È una prosa generosa, accattivante, vibrante di pietà ma non priva di autoironia, quella che Edna O’Brien esplora nell’autobiografia sapientemente sospesa tra lacrime e sorrisi, ben lontana dal rigore minimalista dell’Io sono nata di Margaret Atwood, tutto teso a tagliare, cancellare, abolire. O’ Brien, invece, ama ricordare e parla di tutto con sincerità crudele fino alla spasimo. Miseria e nobiltà della casa natale, i vezzi di mamma e le fragilità di papà, gli inganni del fratello, i sogni, le premonizioni, i libri belli e quelli più dozzinali che leggeva da bambina con trasporto e talvolta con vergogna. Racconta dei goffi tentativi di perdere la verginità, portati finalmente a compimento con gioioso sollievo. Racconta perfino, con grande grinta, lo scandaloso amore per una monaca del convitto cui i genitori l’avevano affidata sobbarcandosi una retta decisamente eccessiva, date le loro magri risorse. Amore a quanto pare ricambiato, con drammatiche conseguenze, anche se sperimentato solo per brividi di desiderio e sogni, mai realizzato dal vivo. Comunque un racconto che sconvolge la cattolicissima Irlanda nel 1960, quando O’Brien dà alle stampe il suo primo romanzo – Ragazze di campagna – prontamente messo al bando da indignati censori che lo considerano una sorta di tradimento.

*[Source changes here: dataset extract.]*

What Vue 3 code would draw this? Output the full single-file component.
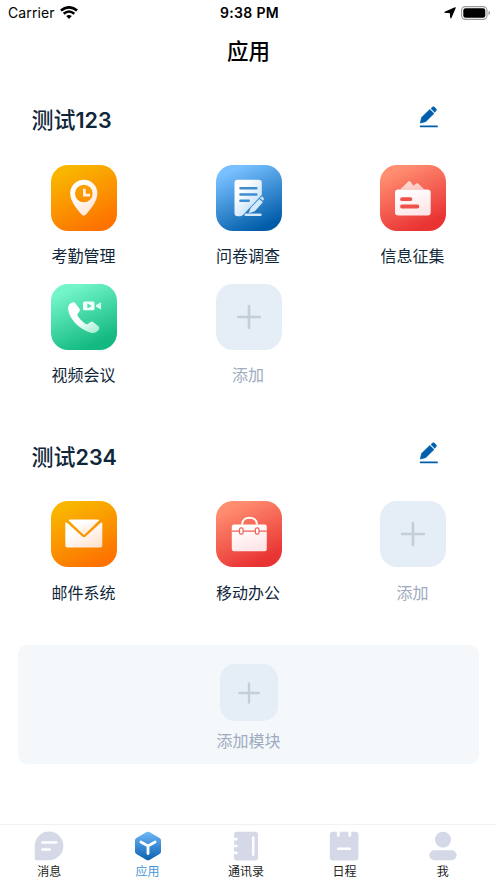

Nella sua autobiografia, che è insieme impietosa autoanalisi e determinazione a puntualizzare pecche e passi falsi, ma anche orgoglioso riconoscimento dei progressi fatti grazie alla scrittura (anch’essa iniziata in tono minore su un giornaletto senza ambizioni culturali), Edna O’ Brien fa molto più che svelare la propria vita. La sua analisi delle frontiere pre-femministe, cariche di pregiudizi e pudori, ci costringe a riflettere sul molto che noi donne abbiamo conquistato (e facilmente possiamo perdere) e sugli errori del passato. Assieme alle suggestive pagine sull’incontro fatale con il primo marito, Ernest Gébler, la fuga dalla famiglia, lo scontro con genitori e fratelli che volevano richiuderla in manicomio perché bisognava essere proprio pazzi per vivere nel peccato con uno scriteriato come Gébler (fosse stato un altro non avrebbe cambiato la situazione). Il ricorso al manicomio era, per altro, uno dei metodi più usati per imbavagliare le donne ribelli.
Dribblato fortunatamente il manicomio, resta la trappola di un amore sbagliato. È ben chiaro a chi legge che le cose tra Edna ed Ernest si metteranno male. Il peggio inizia quando Ernest, convinto di avere sposato una donna sciocca e priva di volontà, è costretto a riconoscere con indignazione sempre più profonda che la moglie sa scrivere e lo fa bene, che è apprezzata, che guadagna più di lui. A conti fatti, una sorta di tradimento. Ma per quanto il marito-carceriere costringa la moglie a cedergli i suoi guadagni e le centellini il denaro che va guadagnando, non riesce a piegare la sua crescente sete di autonomia. Fino a quando, rompendo gli indugi, Edna fugge con i figli. Una scelta amara che aprirà tre anni di battaglie per la custodia dei ragazzi eccetera eccetera.
Edna O’Brien prende le distanze, scrive sforzandosi di vedere i fatti nell’ottica di un osservatore esterno, obiettivo per quanto possibile. Uno sforzo che, aggiunto ai preziosi cammei frutto delle sue frequentazioni nel mondo del cinema (per il quale comincia presto a lavorare) e della letteratura, aumenta il fascino della sua autobiografia offrendoci ritratti non convenzionali di attori popolari come Sean Connery e Richard Burton, Jane Fonda e Roger Vadim, e scrittori come Marguerite Duras, Samuel Beckett e Peter Brook:sole per citarne alcuni. (Country girl, traduzione Cosetta Cavallante, editore elliot).